Exercise objective = Go through the entries below, tally each line with the string "React", and give the final number by itself.

start Information provided

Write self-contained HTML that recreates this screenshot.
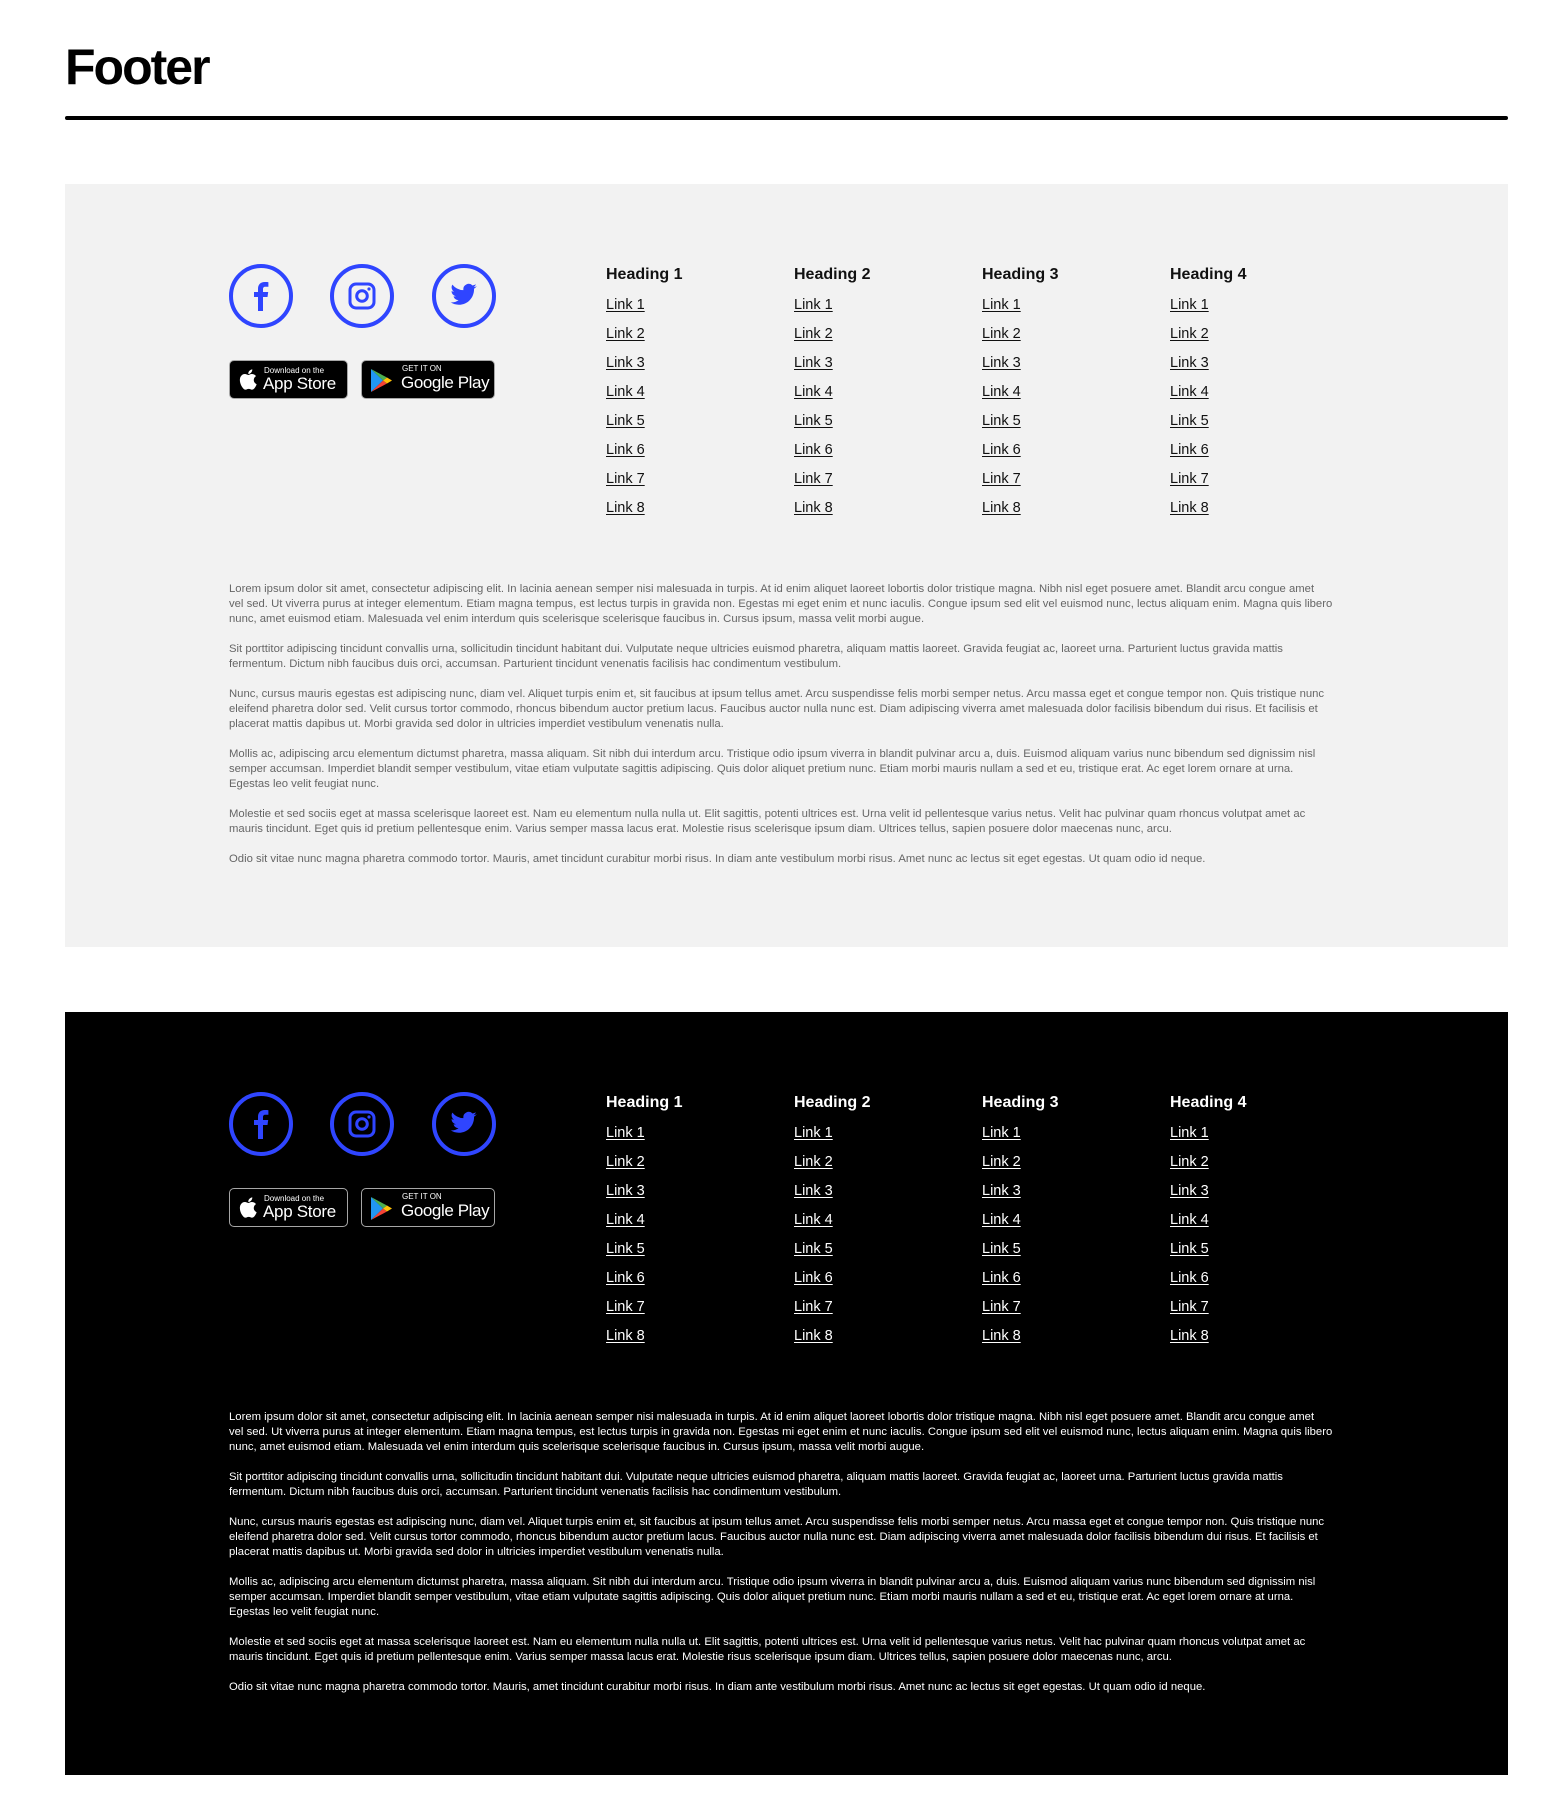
<!DOCTYPE html>
<html><head><meta charset="utf-8"><style>
*{margin:0;padding:0;box-sizing:border-box}
body{width:1568px;height:1802px;background:#fff;font-family:"Liberation Sans",sans-serif;position:relative;overflow:hidden}
h1{position:absolute;left:65px;top:38px;font-size:50px;font-weight:bold;letter-spacing:-2px;color:#000}
.rule{position:absolute;left:65px;top:116px;width:1443px;height:4px;background:#000;border-radius:2px}
.box{position:absolute;left:65px;width:1443px;height:763px}
.light{top:184px;background:#f2f2f2;color:#111}
.dark{top:1012px;background:#000;color:#fff}
.circ{position:absolute;top:80px;width:64px;height:64px;border:4px solid #2f45ff;border-radius:50%;display:flex;align-items:center;justify-content:center}
.badge{position:absolute;top:176px;height:39px;background:#000;border-radius:5px;border:1px solid #a6a6a6;color:#fff}
.col{position:absolute;top:81px}
.col h3{font-size:16px;font-weight:600;margin-top:0;height:26px;line-height:20px}
.col a{display:block;font-size:14.5px;line-height:29px;height:29px;color:inherit;text-decoration:underline;text-underline-offset:2px}
.txt{position:absolute;left:164px;top:398px;font-size:11.3px;line-height:15px;white-space:nowrap}
.light .txt{color:#666}
.txt p{margin-bottom:15px}
</style></head><body>
<h1>Footer</h1>
<div class="rule"></div>

<div class="box light" id="b1"></div>
<div class="box dark" id="b2"></div>

<template id="t">
<div class="circ" style="left:164px"><svg width="26" height="30" viewBox="0 0 26 30"><path d="M15 30V16h4.5l.7-5H15V8.2c0-1.5.5-2.500 2.600-2.500h2.800V1.200C20 1.100 18.400 1 16.600 1 12.700 1 10 3.400 10 7.700V11H6v5h4v14z" fill="#2f45ff"/></svg></div>
<div class="circ" style="left:265px"><svg width="30" height="30" viewBox="0 0 30 30"><rect x="3" y="3" width="24" height="24" rx="6" fill="none" stroke="#2f45ff" stroke-width="3"/><circle cx="15" cy="15" r="5.3" fill="none" stroke="#2f45ff" stroke-width="3"/><circle cx="22" cy="8" r="1.6" fill="#2f45ff"/></svg></div>
<div class="circ" style="left:367px"><svg width="28" height="26" viewBox="0 0 24 22"><path d="M23 2.5a9.6 9.6 0 0 1-2.8 1 4.6 4.6 0 0 0 2-2.6 9 9 0 0 1-2.9 1.1A4.6 4.6 0 0 0 11.5 6 13 13 0 0 1 2 1.2a4.6 4.6 0 0 0 1.4 6.1 4.5 4.5 0 0 1-2.1-.6 4.6 4.6 0 0 0 3.7 4.5 4.6 4.6 0 0 1-2 .1 4.6 4.6 0 0 0 4.3 3.2A9.2 9.2 0 0 1 .5 16.4 13 13 0 0 0 7.5 18.5c8.5 0 13.1-7 13.1-13.1v-.6A9.3 9.3 0 0 0 23 2.5z" fill="#2f45ff"/></svg></div>
<div class="badge" style="left:164px;width:119px">
 <svg style="position:absolute;left:9px;top:8px" width="18" height="21" viewBox="0 0 17 20"><path d="M14 10.6c0-2.5 2-3.7 2.1-3.8-1.2-1.7-3-1.9-3.6-2-1.5-.2-3 .9-3.7.9-.8 0-2-.9-3.2-.9C3.900 4.800 2.400 5.700 1.600 7.200c-1.800 3-.4 7.500 1.300 10 .8 1.200 1.800 2.600 3.100 2.500 1.300 0 1.700-.8 3.200-.8s1.900.8 3.200.8c1.300 0 2.200-1.200 3-2.400.9-1.400 1.300-2.700 1.300-2.800 0 0-2.600-1-2.700-3.900zM11.600 3.300c.7-.8 1.100-1.900 1-3-1 0-2.100.7-2.800 1.500-.6.700-1.200 1.800-1 2.900 1.100.1 2.100-.6 2.800-1.400z" fill="#fff"/></svg>
 <div style="position:absolute;left:34px;top:5px;font-size:8px;line-height:9px">Download on the</div>
 <div style="position:absolute;left:33px;top:13px;font-size:17px;line-height:20px;letter-spacing:-.3px">App Store</div>
</div>
<div class="badge" style="left:296px;width:134px">
 <svg style="position:absolute;left:8px;top:7px" width="23" height="25" viewBox="0 0 23 25"><path d="M1 1l12 11.5L1 24z" fill="#2196f3"/><path d="M1 1l16 8.5-4 3z" fill="#4caf50"/><path d="M1 24l16-8.5-4-3z" fill="#f44336"/><path d="M17 9.5l5 3-5 3-4-3z" fill="#ffc107"/></svg>
 <div style="position:absolute;left:40px;top:3px;font-size:8px;line-height:9px">GET IT ON</div>
 <div style="position:absolute;left:39px;top:12px;font-size:17px;line-height:20px;letter-spacing:-.4px">Google Play</div>
</div>
<div class="col" style="left:541px"><h3>Heading 1</h3><a>Link 1</a><a>Link 2</a><a>Link 3</a><a>Link 4</a><a>Link 5</a><a>Link 6</a><a>Link 7</a><a>Link 8</a></div>
<div class="col" style="left:729px"><h3>Heading 2</h3><a>Link 1</a><a>Link 2</a><a>Link 3</a><a>Link 4</a><a>Link 5</a><a>Link 6</a><a>Link 7</a><a>Link 8</a></div>
<div class="col" style="left:917px"><h3>Heading 3</h3><a>Link 1</a><a>Link 2</a><a>Link 3</a><a>Link 4</a><a>Link 5</a><a>Link 6</a><a>Link 7</a><a>Link 8</a></div>
<div class="col" style="left:1105px"><h3>Heading 4</h3><a>Link 1</a><a>Link 2</a><a>Link 3</a><a>Link 4</a><a>Link 5</a><a>Link 6</a><a>Link 7</a><a>Link 8</a></div>
<div class="txt">
<p>Lorem ipsum dolor sit amet, consectetur adipiscing elit. In lacinia aenean semper nisi malesuada in turpis. At id enim aliquet laoreet lobortis dolor tristique magna. Nibh nisl eget posuere amet. Blandit arcu congue amet<br>vel sed. Ut viverra purus at integer elementum. Etiam magna tempus, est lectus turpis in gravida non. Egestas mi eget enim et nunc iaculis. Congue ipsum sed elit vel euismod nunc, lectus aliquam enim. Magna quis libero<br>nunc, amet euismod etiam. Malesuada vel enim interdum quis scelerisque scelerisque faucibus in. Cursus ipsum, massa velit morbi augue.</p>
<p>Sit porttitor adipiscing tincidunt convallis urna, sollicitudin tincidunt habitant dui. Vulputate neque ultricies euismod pharetra, aliquam mattis laoreet. Gravida feugiat ac, laoreet urna. Parturient luctus gravida mattis<br>fermentum. Dictum nibh faucibus duis orci, accumsan. Parturient tincidunt venenatis facilisis hac condimentum vestibulum.</p>
<p>Nunc, cursus mauris egestas est adipiscing nunc, diam vel. Aliquet turpis enim et, sit faucibus at ipsum tellus amet. Arcu suspendisse felis morbi semper netus. Arcu massa eget et congue tempor non. Quis tristique nunc<br>eleifend pharetra dolor sed. Velit cursus tortor commodo, rhoncus bibendum auctor pretium lacus. Faucibus auctor nulla nunc est. Diam adipiscing viverra amet malesuada dolor facilisis bibendum dui risus. Et facilisis et<br>placerat mattis dapibus ut. Morbi gravida sed dolor in ultricies imperdiet vestibulum venenatis nulla.</p>
<p>Mollis ac, adipiscing arcu elementum dictumst pharetra, massa aliquam. Sit nibh dui interdum arcu. Tristique odio ipsum viverra in blandit pulvinar arcu a, duis. Euismod aliquam varius nunc bibendum sed dignissim nisl<br>semper accumsan. Imperdiet blandit semper vestibulum, vitae etiam vulputate sagittis adipiscing. Quis dolor aliquet pretium nunc. Etiam morbi mauris nullam a sed et eu, tristique erat. Ac eget lorem ornare at urna.<br>Egestas leo velit feugiat nunc.</p>
<p>Molestie et sed sociis eget at massa scelerisque laoreet est. Nam eu elementum nulla nulla ut. Elit sagittis, potenti ultrices est. Urna velit id pellentesque varius netus. Velit hac pulvinar quam rhoncus volutpat amet ac<br>mauris tincidunt. Eget quis id pretium pellentesque enim. Varius semper massa lacus erat. Molestie risus scelerisque ipsum diam. Ultrices tellus, sapien posuere dolor maecenas nunc, arcu.</p>
<p>Odio sit vitae nunc magna pharetra commodo tortor. Mauris, amet tincidunt curabitur morbi risus. In diam ante vestibulum morbi risus. Amet nunc ac lectus sit eget egestas. Ut quam odio id neque.</p>
</div>
</template>
<script>
var t=document.getElementById('t').innerHTML;
document.getElementById('b1').innerHTML=t;
document.getElementById('b2').innerHTML=t;
</script>
</body></html>
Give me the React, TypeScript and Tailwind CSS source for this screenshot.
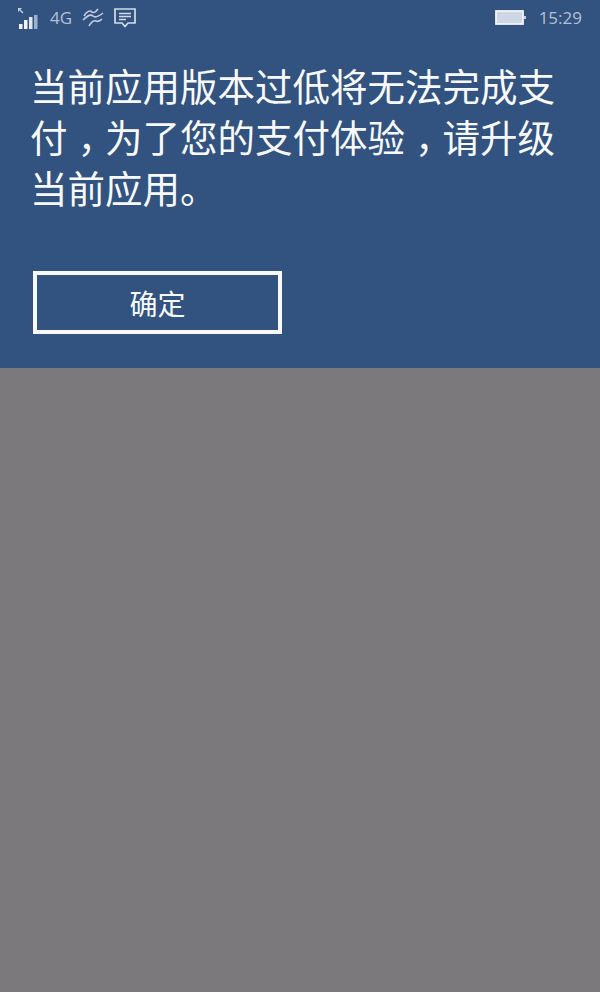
import React from 'react';

const cjk = { fontFamily: '"Noto Sans CJK SC", "Liberation Sans", sans-serif' };

function SignalIcon() {
  return (
    <svg width="24" height="24" viewBox="0 0 24 24">
      <path d="M1 2 L5 2 L1 6 Z" fill="#c4cfe0" />
      <path d="M3 4 L6 7" stroke="#c4cfe0" strokeWidth="1.4" />
      <rect x="2" y="18" width="3.5" height="5" fill="#eef2f8" />
      <rect x="7" y="14" width="3.5" height="9" fill="#eef2f8" />
      <rect x="12" y="11" width="3.5" height="12" fill="#dfe5ef" />
      <rect x="17" y="9" width="3.5" height="14" fill="#9fb0c9" />
    </svg>
  );
}

function WavesIcon() {
  return (
    <svg width="22" height="20" viewBox="0 0 22 20" fill="none" stroke="#c4cfe0" strokeWidth="1.6">
      <path d="M2 8 C5 3 8 2 10 4 C11 5 13 5 16 1" />
      <path d="M1 12 C5 8 9 6 11 8 C13 10 16 9 21 5" />
      <path d="M7 18 C9 14 12 12 14 13 C16 14 18 13 20 11" />
    </svg>
  );
}

function MessageIcon() {
  return (
    <svg width="22" height="20" viewBox="0 0 22 20" fill="none" stroke="#d4dce9" strokeWidth="1.7">
      <path d="M1 1 H21 V15 H14 L11 18.5 L8 15 H1 Z" />
      <path d="M5 5.5 H17 M5 8.5 H17 M5 11.5 H12" strokeWidth="1.3" />
    </svg>
  );
}

function BatteryIcon() {
  return (
    <svg width="32" height="16" viewBox="0 0 32 16">
      <rect x="1" y="1" width="27" height="13" fill="#cfd6e6" stroke="#f2f4f9" strokeWidth="1.8" />
      <rect x="29" y="6" width="2" height="3" fill="#c4cfe0" />
    </svg>
  );
}

// the comma sits in the middle of its cell on this phone, not at the left
function Comma() {
  return <span className="ml-[10px] tracking-[-10px]">，</span>;
}

export default function App() {
  return (
    <div className="w-[600px] h-[992px] flex flex-col bg-[#7b797c]" style={cjk}>
      <div className="h-[368px] bg-[#32527f] flex flex-col">
        <div className="h-[36px] flex items-center justify-between pl-[17px] pr-[18px]">
          <div className="flex items-center">
            <SignalIcon />
            <span className="ml-[9px] text-[17px] text-[#b4c1d6]" style={{ fontFamily: '"Open Sans", sans-serif' }}>4G</span>
            <span className="ml-[10px]"><WavesIcon /></span>
            <span className="ml-[10px]"><MessageIcon /></span>
          </div>
          <div className="flex items-center">
            <BatteryIcon />
            <span className="ml-[12px] text-[17px] text-[#b4c1d6]" style={{ fontFamily: '"Open Sans", sans-serif' }}>15:29</span>
          </div>
        </div>
        <div className="mt-[23px] ml-[30px] w-[530px] text-[37.5px] leading-[51px] text-[#f7f9fb]">
          <div className="h-[51px]">当前应用版本过低将无法完成支</div>
          <div className="h-[51px]">付<Comma />为了您的支付体验<Comma />请升级</div>
          <div className="h-[51px]">当前应用。</div>
        </div>
        <button className="mt-[59px] ml-[33px] w-[249px] h-[63px] border-[4px] border-[#f7f9fb] text-[28px] text-[#f7f9fb] flex items-center justify-center">
          确定
        </button>
      </div>
      <div className="flex-1" />
    </div>
  );
}
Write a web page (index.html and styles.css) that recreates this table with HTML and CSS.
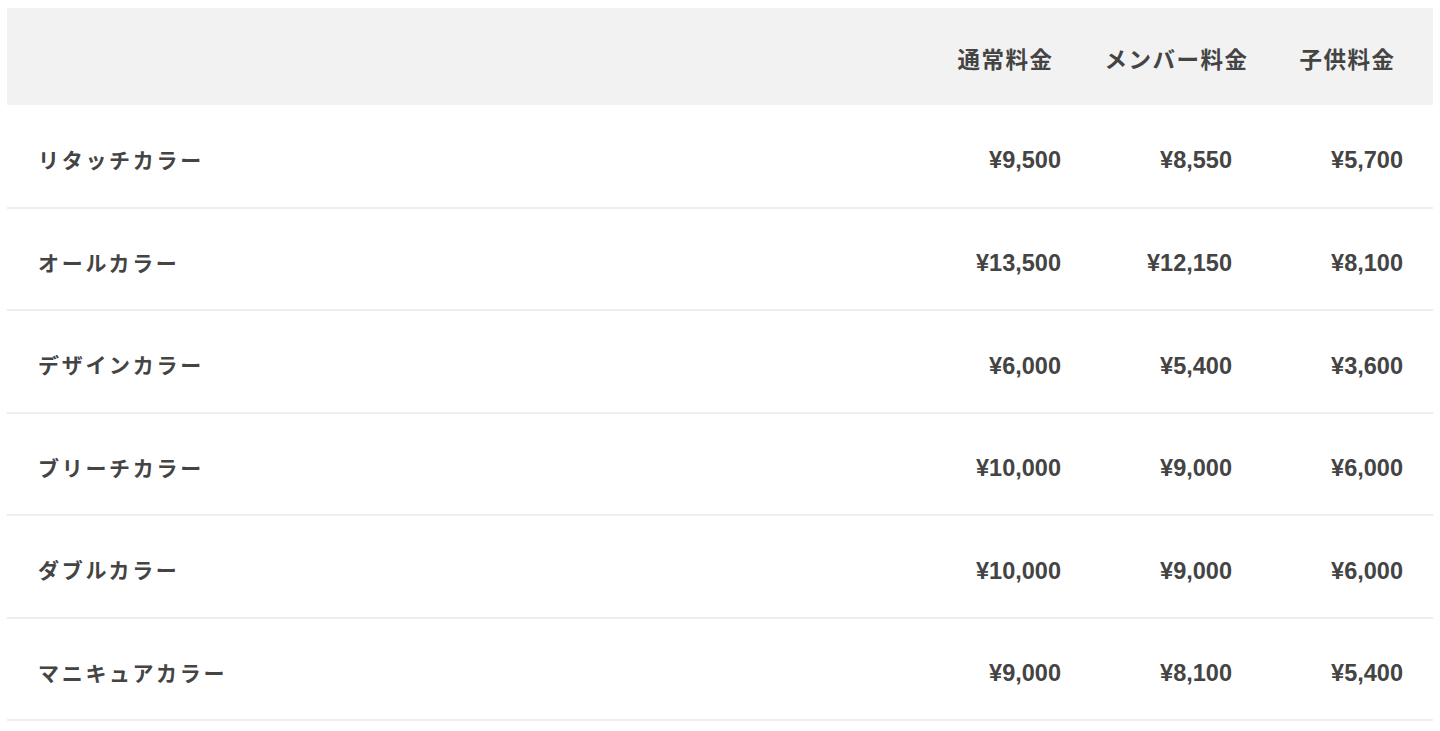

end Information provided

Complete response = 2